No Rio, a rodoviária Novo Rio também sentiu a queda de passageiros, e diz que busca atrair clientes com novas instalações. “Nos últimos 5 meses, registramos, inclusive, uma queda de aproximadamente 8% no embarque de passageiros pela Novo Rio, em reflexo da crise econômica”, afirmou a concessionária, em nota.
 
ALTA NO FERIADÃO
 
Em nota, a viação 1001 admitiu o momento ruim para o setor, mas destacou que busca competir com outros meios de transporte. “O transporte rodoviário de passageiros também foi afetado pela crise, com retração da demanda e aumento dos custos”.
 
Para Cesário Martins, sócio da ClickBus, plataforma de vendas de passagens rodoviárias on-line, o cenário é parecido com o que o setor viveu em 2013, com a alta do dólar — na época, em outro patamar.
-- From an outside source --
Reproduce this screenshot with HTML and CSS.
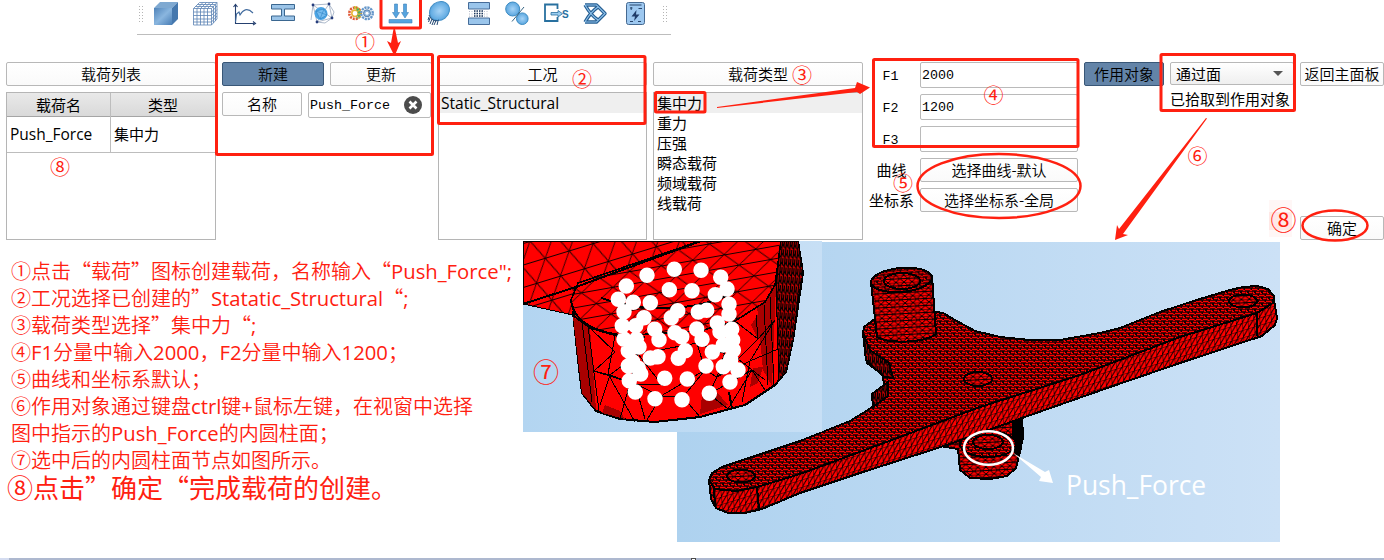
FILE: index.html
```html
<!DOCTYPE html>
<html lang="zh-CN">
<head>
<meta charset="utf-8">
<title>载荷创建</title>
<link rel="stylesheet" href="styles.css">
</head>
<body>
<header class="toolbar">
  <i class="grip"></i>
  <div class="tools">
    <svg class="tool" viewBox="0 0 39 28"><defs><linearGradient id="g1" x1="0" y1="0" x2="1" y2="1"><stop offset="0" stop-color="#4f83b9"/><stop offset=".5" stop-color="#8ab6df"/><stop offset="1" stop-color="#487db5"/></linearGradient><radialGradient id="g2"><stop offset="0" stop-color="#a6d3f6"/><stop offset="1" stop-color="#5ba7e0"/></radialGradient></defs><path d="M8 8 14 2H32L26 8Z" fill="#7fa9d1"/><path d="M26 8 32 2V19L26 25Z" fill="#4578ae"/><path d="M8 8H26V25H8Z" fill="url(#g1)"/></svg>
    <svg class="tool" viewBox="0 0 39 28"><path d="M8.500 8.500H26.500V25H8.500Z M8.500 8.500 14.500 2.500H32V19L26.500 25 M26.500 8.500 32 2.500 M12 8.500V25M15.500 8.500V25M19 8.500V25M22.500 8.500V25 M8.500 12H26.500L32 6M8.500 15.500H26.500L32 9.500M8.500 19H26.500L32 13M8.500 22H26.500L32 16 M10.500 6.500H28.500V23M12.500 4.500H30.500V21 M12 8.500 18 2.500M15.500 8.500 21.500 2.500M19 8.500 25 2.500M22.500 8.500 28.500 2.500" fill="#fff" stroke="#5c83b4" stroke-width=".8"/></svg>
    <svg class="tool" viewBox="0 0 39 28" fill="none" stroke="#25406f" stroke-width="1.100"><path d="M11.500 5V23.500H30M9.500 7 11.500 4.500 13.500 7M29 21.500 31.500 23.500 29 25"/><path d="M11.500 22 12.500 14 15 12 16 15C19 10 23 7 29 13" stroke="#416b9e"/></svg>
    <svg class="tool" viewBox="0 0 39 28" fill="#9bc4e8" stroke="#3b6790"><path d="M8.500 4.500H31.500V9H21.500V16H31.500V20.500H8.500V16H18.500V9H8.500Z"/></svg>
    <svg class="tool" viewBox="0 0 39 28"><path d="M11 5 27 4 30 18 15 22ZM11 5 30 18M27 4 15 22M9 20 11 5M27 4 32 12 30 18 23 23 15 22" fill="none" stroke="#8b9cb5" stroke-width=".7"/><circle cx="19" cy="13.500" r="6.500" fill="#4ba4e4"/><path d="M14 11 22 9 25 15 18 19Z M14 11 25 15M22 9 18 19" fill="#77bdf0" stroke="#2e83c4" stroke-width=".6"/><g fill="#263d7d"><circle cx="11" cy="5" r="1.400"/><circle cx="27" cy="4" r="1.400"/><circle cx="30" cy="18" r="1.400"/><circle cx="15" cy="22" r="1.400"/></g></svg>
    <svg class="tool" viewBox="0 0 39 28" fill="none"><circle cx="14" cy="13.300" r="5.700" stroke="#e05937" stroke-width="2.600" stroke-dasharray="2 1"/><path d="M13 7.500A6 6 0 0 1 17 18" stroke="#c6bd30" stroke-width="3" stroke-dasharray="2 .8"/><circle cx="14" cy="13.300" r="3.200" stroke="#e9b337" stroke-width="1.600"/><path d="M16 9A6 6 0 0 1 16 18" stroke="#51ad5a" stroke-width="2.500" stroke-dasharray="2 1"/><circle cx="26" cy="13.300" r="5.800" stroke="#6697ca" stroke-width="2.400" stroke-dasharray="2.200 .8"/><circle cx="26" cy="13.300" r="3.500" fill="#8fb5db" stroke="#547fac"/><circle cx="26" cy="13.300" r="1.500" fill="#fff"/></svg>
    <svg class="tool" viewBox="0 0 39 28" fill="#55a4df" stroke="#3e82b9" stroke-width=".6"><path d="M14.500 4H17.500V12.500H19.500L16 18 12.500 12.500H14.500ZM23.500 4H26.500V12.500H28.500L25 18 21.500 12.500H23.500Z"/><path d="M9 19.500H32V23H9Z"/></svg>
    <svg class="tool" viewBox="0 0 39 28"><ellipse cx="20.500" cy="11" rx="10.500" ry="9" transform="rotate(-38 20.500 11)" fill="url(#g2)" stroke="#438fc6"/><path d="M10 15C12 20 16 22 20 20M10 17 9 20M11 18 9.500 22M13 19 11 24M15 20 13 25M17 20.500 15 25M19 21 18 25" fill="none" stroke="#234872" stroke-width="1"/></svg>
    <svg class="tool" viewBox="0 0 39 28"><path d="M10.500 2.500H31.500V9H10.500ZM10.500 18H31.500V24.500H10.500Z" fill="#9ac5eb" stroke="#466c99"/><path d="M11 11.500H31M11 14H31M11 16.200H31" stroke="#b5bbc9" stroke-dasharray="1 1.500"/><path d="M16 11H26M16 13.500H26M16 16H26" stroke="#1d385c" stroke-width="1.400" stroke-dasharray="1.500 1"/></svg>
    <svg class="tool" viewBox="0 0 39 28" fill="url(#g2)" stroke="#3c8bc2"><circle cx="15.700" cy="9" r="7"/><circle cx="25.300" cy="18.700" r="5.800"/><path d="M27 7 15 21.500" stroke="#346281"/></svg>
    <svg class="tool" viewBox="0 0 39 28"><path d="M21.500 9V4.500H9V21H21.500V17" fill="none" stroke="#28709f" stroke-width="1.800"/><path d="M15 12.500H22V10.500L26.500 13.700 22 17V15H15Z" fill="#9bcdf0" stroke="#28709f" stroke-width=".8"/><text x="26" y="17.500" class="icon-s">S</text></svg>
    <svg class="tool" viewBox="0 0 39 28" fill="none" stroke="#245d91" stroke-width="3.400"><path d="M10 5H21.500L30 13.500 21.500 22H10M10 5 C14 12 17 16 23 20M10 22C14 15 17 11 23 7" stroke-linejoin="round"/><path d="M10 5H21.500L30 13.500 21.500 22H10M10 5 C14 12 17 16 23 20M10 22C14 15 17 11 23 7" stroke="#8fc2eb" stroke-width="1.100"/></svg>
    <svg class="tool" viewBox="0 0 39 28"><rect x="12.500" y="2.500" width="18" height="22" rx="2" fill="#9dc8f0" stroke="#456991"/><path d="M15.500 5H27.500M16 8H18.500M17.200 7V10M24.500 8.500H28M16 21.500H19M24 21.500H27" stroke="#29466d"/><path d="M22.500 10 17.500 16.500H21L20 21 25.500 14.500H22Z" fill="#203c69"/></svg>
  </div>
  <i class="grip"></i>
</header>

<main class="panel">
  <section class="stack">
    <button class="btn">载荷列表</button>
    <div class="box table">
      <div class="tr th"><span>载荷名</span><span>类型</span></div>
      <div class="tr td"><span>Push_Force</span><span>集中力</span></div>
    </div>
  </section>
  <section class="stack">
    <div class="pair"><button class="btn primary">新建</button><button class="btn">更新</button></div>
    <div class="pair name"><button class="btn">名称</button>
      <div class="field">Push_Force<svg class="clear" viewBox="0 0 18 18"><circle cx="9" cy="9" r="9" fill="#4c4c4c"/><path d="M5.500 5.500 12.500 12.500M12.500 5.500 5.500 12.500" stroke="#fff" stroke-width="2.600"/></svg></div></div>
  </section>
  <section class="stack">
    <button class="btn">工况</button>
    <ul class="box list"><li class="on">Static_Structural</li></ul>
  </section>
  <section class="stack">
    <button class="btn">载荷类型</button>
    <ul class="box list"><li class="on">集中力</li><li>重力</li><li>压强</li><li>瞬态载荷</li><li>频域载荷</li><li>线载荷</li></ul>
  </section>
  <section class="form">
    <label class="mono">F1</label><div class="field">2000</div>
    <label class="mono">F2</label><div class="field">1200</div>
    <label class="mono">F3</label><div class="field"></div>
    <label>曲线</label><button class="btn">选择曲线-默认</button>
    <label>坐标系</label><button class="btn">选择坐标系-全局</button>
  </section>
  <section class="stack"><button class="btn primary">作用对象</button></section>
  <section class="stack pick">
    <div class="select">通过面<i class="caret"></i></div>
    <span>已拾取到作用对象</span>
  </section>
  <section class="stack ends"><button class="btn">返回主面板</button><button class="btn ok">确定</button></section>
</main>

<div class="lower">
  <div class="notes">
    <p>①点击“载荷”图标创建载荷，名称输入“<b>Push_Force";</b></p>
    <p>②工况选择已创建的”<b class="wide">Statatic_Structural</b>“<b>;</b></p>
    <p>③载荷类型选择”集中力“<b>;</b></p>
    <p>④<b>F1</b>分量中输入<b>2000</b>，<b>F2</b>分量中输入<b>1200</b>；</p>
    <p>⑤曲线和坐标系默认；</p>
    <p>⑥作用对象通过键盘<b>ctrl</b>键<b>+</b>鼠标左键，在视窗中选择</p>
    <p>图中指示的<b>Push_Force</b>的内圆柱面；</p>
    <p>⑦选中后的内圆柱面节点如图所示。</p>
    <p class="big">⑧点击”确定“完成载荷的创建。</p>
  </div>
  <svg class="figure" viewBox="523 241 757 301">
    <defs>
      <linearGradient id="skyA"><stop offset="0" stop-color="#aed2ef"/><stop offset="1" stop-color="#cce1f6"/></linearGradient>
      <linearGradient id="skyB"><stop offset="0" stop-color="#b3d5f1"/><stop offset="1" stop-color="#c7dff5"/></linearGradient>
      <pattern id="fine" width="7" height="6" patternUnits="userSpaceOnUse"><rect width="7" height="6" fill="#150000"/><path d="M0 1.500H4.500M3 4.500H6.500M6 1.500H7M0 4.500H1" stroke="#f00" stroke-width="1.500"/><path d="M4 2.500H6M0 5.500H2" stroke="#e00"/></pattern>
      <pattern id="side" width="6" height="7" patternUnits="userSpaceOnUse" patternTransform="rotate(-17) skewX(-12)"><rect width="6" height="7" fill="#f00"/><path d="M0 0H6M0 0V7M0 7 6 0" stroke="#000" stroke-width="1"/></pattern>
      <pattern id="cyl" width="8" height="7" patternUnits="userSpaceOnUse" patternTransform="rotate(-3)"><rect width="8" height="7" fill="#f00"/><path d="M0 0H8M0 3.500H8M0 0 4 3.500 0 7M8 0 4 3.500 8 7" fill="none" stroke="#000" stroke-width="1"/></pattern>
      <pattern id="plate" width="25" height="42" patternUnits="userSpaceOnUse" patternTransform="translate(530 241) rotate(-17) skewX(-8)"><rect width="25" height="42" fill="#f00"/><path d="M0 .5H25M0 21H25M0 0 12.500 21 25 0M0 42 12.500 21 25 42" fill="none" stroke="#000" stroke-width=".9"/></pattern>
      <pattern id="face" width="32" height="26" patternUnits="userSpaceOnUse" patternTransform="translate(600 250) rotate(-10) skewX(-14)"><rect width="32" height="26" fill="#f00"/><path d="M0 .5H32M0 13H32M0 0 16 13 32 0M0 26 16 13 32 26" fill="none" stroke="#000" stroke-width=".9"/></pattern>
      <pattern id="hatch" width="4" height="9" patternUnits="userSpaceOnUse" patternTransform="rotate(5)"><rect width="4" height="9" fill="#d00"/><path d="M.5 0V9M2.500 0V6M0 3 4 8" stroke="#000" stroke-width="1.400"/></pattern>
    </defs>
    <rect x="677" y="242" width="603" height="300" fill="url(#skyA)"/>
    <g stroke="#000" stroke-width="2" shape-rendering="crispEdges">
      <path d="M940 446 958 449 960 470 970 478 990 479 1007 476 1016 468 1021 448 1022 416 960 435Z" fill="url(#cyl)"/>
      <path d="M1013 421 1022 416 1023 438 1018 457 1013 449Z"/>
      <ellipse cx="988" cy="444" rx="28" ry="13" fill="url(#fine)"/><ellipse cx="988" cy="442" rx="15" ry="7" fill="url(#cyl)"/>
      <path d="M709 480 711 499 716 508 728 513 745 513 762 509 800 493 860 473 947 445 1022 418 1113 386 1180 363 1262 336 1275 325 1277 318 1274 300 1180 335 980 403 757 484Z" fill="url(#side)"/>
      <path d="M709 480 712 473 722 467 800 441 850 421 868 410 873 406 872 394 884 386 883 375 867 363 863 333 864 327 876 318 936 312 943 313 955 320 975 331 1000 337 1030 340 1060 340 1100 333 1120 328 1160 312 1200 299 1230 290 1243 287 1257 286 1268 289 1274 296 1273 303 1257 313 1180 337 1080 375 980 407 900 437 800 474 757 487 736 491 715 489Z" fill="url(#fine)"/>
      <path d="M863 333 866 360 884 377 893 378 889 363 870 350Z M872 394 888 382 888 396 873 407Z" fill="url(#hatch)"/>
      <path d="M871 282 877 337C889 344 925 343 936 334L932 276Z" fill="url(#cyl)"/>
      <ellipse cx="901.500" cy="280" rx="30.500" ry="12" transform="rotate(-5 901 280)" fill="url(#fine)"/>
      <ellipse cx="902" cy="281" rx="18" ry="8" fill="url(#cyl)"/>
      <ellipse cx="978" cy="379" rx="14" ry="7" fill="url(#cyl)"/>
      <ellipse cx="741" cy="476" rx="14" ry="6.500" fill="url(#cyl)"/>
      <ellipse cx="1243" cy="301" rx="14" ry="6.500" fill="url(#cyl)"/>
      <path d="M757 487 759 509M1257 313V336M714 489 715 506" fill="none"/>
    </g>
    <g fill="none" stroke="#fff" stroke-width="2.500"><ellipse cx="988.500" cy="448" rx="24.500" ry="16.800"/></g>
    <path d="M1013 453 1045 472 1049 470 1053 483 1039 481 1041 477Z" fill="#fff"/>
    <text x="1066" y="495" class="callout">Push_Force</text>
    <rect x="523" y="241" width="299" height="191" fill="url(#skyB)"/>
    <g stroke="#000" shape-rendering="crispEdges">
      <path d="M523 241H701L578 288 573 315 523 304Z" fill="url(#plate)"/>
      <path d="M573 312 578 360 582 393 596 411 620 419 655 422 700 417 745 405 775 385 786 372 793 340 803 273 798 241H700Z" fill="#f00" stroke-width="2"/>
      <path d="M573 317 590 328 596 410 582 393ZM757 306 776 285 772 386 763 370ZM702 396 717 392 728 405 700 414ZM605 405 620 411 625 419 602 413ZM751 325 762 308 768 325 758 339ZM753 368 763 367 758 383 750 387Z" fill="#a90000" stroke="none"/>
      <path d="M700 241 578 283 571 300 575 317 590 328 617 336 700 331 735 321 765 302 775 285 781 241Z" fill="url(#face)" stroke-width="1.600"/>
      <path d="M781 241H798L803 273 798 300 793 340 786 372 779 380 776 285Z" fill="url(#hatch)"/>
      <path d="M590 328 615 352 594 371 610 375 638 354 662 385 635 384 610 375 600 405M615 336 608 374 635 422M638 333V354L620 419M594 371 635 384 645 419M635 384 661 396 647 420M661 396 683 397 700 417M683 397 705 370 717 377 709 394 728 409M661 396 705 370M638 354 697 343 705 370M697 343 738 359 717 377 750 361 742 402M735 321 717 377M735 321 758 339 738 359 765 380M758 339 775 320 750 361 778 349M758 339 756 315M728 409 752 370 765 390M709 394 752 370M582 322 592 402M588 326 599 411M764 305 768 385M770 297 774 385" fill="none"/>
      <path d="M523 304 576 287 701 241M571 300C574 325 603 336 645 337M729 392 732 409M601 298C635 310 690 315 735 292" fill="none" stroke-width="2"/>
    </g>
    <g id="nodes" stroke="#fff" stroke-width="15.500" stroke-linecap="round" fill="none">
      <path d="M626.300 286h.01M647 275.300h.01M674.300 269.300h.01M701 270.300h.01M720.700 277.300h.01M727 289h.01M715.300 294.700h.01M618.300 299.300h.01M633.300 302.300h.01M650.300 302.700h.01M669.300 289.700h.01M692 290.700h.01M624 311.700h.01M644 317.700h.01M677.700 310.700h.01M671.300 317.700h.01M698.300 312h.01M706.700 310.300h.01M729 304.300h.01M729 314h.01M717.300 323h.01M731.700 329.300h.01M622.300 325.700h.01M635.700 325.700h.01M654.700 329.300h.01M659 339.700h.01M675 332.700h.01M681.700 336.700h.01M696.700 329h.01M702 339.300h.01M624 339.300h.01M636.300 339.300h.01M720 331.700h.01M732.700 340h.01M639 347h.01M628.300 350.700h.01M650.300 358h.01M658 356.700h.01M685.300 350.700h.01M678.300 358.300h.01M712.300 352h.01M733.300 350h.01M723.300 345h.01M706 366h.01M723.300 366.700h.01M738 370h.01M730.700 359.300h.01M628.300 366h.01M638.300 368.300h.01M640.700 374h.01M629.300 380.700h.01M664.700 378.300h.01M687.300 379h.01M730 382h.01M709.300 393.300h.01M682 399.700h.01M655 398.700h.01M635.300 392h.01M632.700 361.700h.01"/>
    </g>
  </svg>
</div>
<footer class="edge"><i></i></footer>

<svg class="marks" viewBox="0 0 1384 560">
  <path d="M1269 200H1292V237H1269Z" fill="#fff7f6"/><path d="M1269 212H1292V230H1269Z" fill="#ffe8e6"/>
  <g fill="none" stroke="#ff2010" stroke-width="3">
    <rect x="381" y="-3" width="39.500" height="31" rx="1"/>
    <rect x="216.500" y="54.500" width="216" height="100" rx="1"/>
    <rect x="438.500" y="56.500" width="206.500" height="67" rx="1"/>
    <rect x="655.500" y="92.500" width="49.500" height="19.500" rx="1"/>
    <rect x="873.500" y="59.500" width="204.500" height="87" rx="1"/>
    <rect x="1161" y="54.500" width="133.500" height="56" rx="1"/>
    <ellipse cx="999" cy="186" rx="81.500" ry="32" stroke-width="2.500"/>
    <ellipse cx="1335" cy="225.500" rx="32.500" ry="15" stroke-width="2.500"/>
  </g>
  <path d="M393.500 29H395L398 43 401 41 395 55H394L387 41 391 43ZM717 107 855 88 857 82 870 87.500 860 94 857 92 717 108ZM1206 118 1207 118.500 1123 234 1128 235 1115 240 1117 225 1119 229Z" fill="#ff2010"/>
  <g class="nums">
    <text x="365" y="49.500">①</text><text x="582" y="86.500">②</text><text x="802" y="82.500">③</text><text x="993.500" y="102.500">④</text><text x="903" y="190.500">⑤</text><text x="1197.500" y="163.500">⑥</text><text x="60" y="174.500">⑧</text>
    <text x="1283.500" y="229.500" class="lg">⑧</text><text x="546" y="381.500" class="lg">⑦</text>
  </g>
</svg>
</body>
</html>
```
FILE: styles.css
```css
* { box-sizing: border-box; }
body {
  margin: 0;
  width: 1384px;
  height: 560px;
  position: relative;
  overflow: hidden;
  display: flex;
  flex-direction: column;
  background: #fff;
  color: #000;
  font: 15px/20px "Noto Sans CJK SC", sans-serif;
}
.toolbar {
  height: 35px;
  width: 534px;
  margin-left: 137px;
  flex: none;
  display: flex;
  border-bottom: 1px solid #bdbdbd;
}
.grip {
  width: 5px;
  height: 17px;
  margin: 5px 0 0 1px;
  background: radial-gradient(circle, #b5b5b5 .7px, transparent .9px) 0 0 / 3px 3px;
}
.tools { display: flex; margin-left: 3px; margin-right: 8px; }
.tool { width: 39px; height: 28px; display: block; }
.icon-s { font: bold 10px "Liberation Sans", sans-serif; fill: #28709f; }

.panel {
  margin-top: 27px;
  padding-left: 6px;
  height: 178px;
  flex: none;
  display: grid;
  grid-template-columns: 210px 210px 209px 210px 209px 80px 124px 84px;
  column-gap: 6px;
}
.stack { display: flex; flex-direction: column; gap: 6px; min-width: 0; }
.btn {
  font: inherit;
  font-weight: 350;
  line-height: 20px;
  height: 24px;
  padding: 0;
  flex: none;
  color: #000;
  white-space: nowrap;
  border: 1px solid #b8b8b8;
  border-radius: 2px;
  background: linear-gradient(#fff, #fafafa);
}
.btn.primary { background: #6384a8; border-color: #395777; }
.box { border: 1px solid #b5b5b5; height: 148px; margin: 0; padding: 0; }
.tr { display: grid; grid-template-columns: 104px 1fr; }
.th { height: 24px; background: linear-gradient(#e9e9e9, #d9d9d9); border-bottom: 1px solid #a5a5a5; text-align: center; line-height: 24px; }
.th span:first-child, .td span:first-child { border-right: 1px solid #bdbdbd; }
.td { height: 36px; line-height: 35px; border-bottom: 1px solid #bdbdbd; font-family: "Open Sans", "Noto Sans CJK SC", sans-serif; }
.td span { padding-left: 3px; }
.td span:first-child { font-size: 15.5px; }
.pair { display: grid; grid-template-columns: 102px 102px; gap: 6px; }
.pair.name { grid-template-columns: 80px 123px; }
.field {
  height: 26px;
  border: 1px solid #bababa;
  border-radius: 2px;
  display: flex;
  align-items: center;
  padding-left: 1px;
  font: 13.33px "Liberation Mono", monospace;
}
.clear { width: 18px; height: 18px; margin-left: 14px; }
.list { list-style: none; font-family: "Open Sans", "Noto Sans CJK SC", sans-serif; }
.list li { height: 20px; line-height: 20px; padding-left: 3px; }
.list .on { background: #efefef; }
.list .on:only-child { font-size: 15.6px; padding-left: 2px; }
.form {
  display: grid;
  grid-template-columns: 45px 158px;
  column-gap: 6px;
  grid-template-rows: 26px 26px 26px 24px 24px;
  row-gap: 6px;
  align-items: center;
}
.form label { text-align: center; white-space: nowrap; }
.form .mono { font: 13.33px "Liberation Mono", monospace; padding: 3px 2px 0 0; }
.select {
  height: 23px;
  border: 1px solid #b8b8b8;
  border-radius: 2px;
  background: linear-gradient(#fff, #efefef);
  display: flex;
  align-items: center;
  justify-content: space-between;
  padding: 0 10px 0 5px;
}
.caret { border: 5px solid transparent; border-top-color: #555; border-bottom: 0; }
.pick { gap: 4px; white-space: nowrap; }
.ends { justify-content: space-between; }

.lower { display: flex; height: 302px; margin-top: 1px; flex: none; }
.notes {
  width: 523px;
  padding: 16px 0 0 11px;
  color: #ff2010;
  font-size: 20px;
  line-height: 27px;
  font-weight: 350;
  white-space: nowrap;
}
.notes p { margin: 0; height: 27px; }
.notes b { font-family: "Open Sans", sans-serif; font-size: 20.3px; line-height: 20px; font-weight: 400; }
.notes .big { font-size: 26px; margin-left: -4px; font-weight: 400; line-height: 28px; }
.figure { width: 757px; height: 301px; display: block; flex: none; }
.callout { font: 26.4px "Open Sans", sans-serif; fill: #fff; }
.edge { height: 2px; margin-top: 15px; background: linear-gradient(90deg, #d4dcf0 9px, #adb8cf 9px); }
.edge i { display: block; width: 5px; height: 2px; margin-left: 691px; background: #fff; border: 1px solid #4b4b4b; border-bottom: 0; }
.marks { position: absolute; left: 0; top: 0; width: 1384px; height: 560px; pointer-events: none; }
.nums text { font: 20px "Noto Sans CJK SC", sans-serif; fill: #ff2010; text-anchor: middle; }
.nums .lg { font-size: 26px; }
```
A empresa é parceira de 60 companhias de ônibus e tem 1 milhão de usuários frequentes:
 
— Em 2013, quando o dólar subiu a R$ 2,28, valor alto para a época, a gente viu esse movimento. Para o feriado de 12 de outubro, tivemos alta de 10% nas vendas em relação ao último feriado prolongado, de 7 de setembro. Para o fim do ano, a expectativa é de alta de 150% em relação ao ano passado.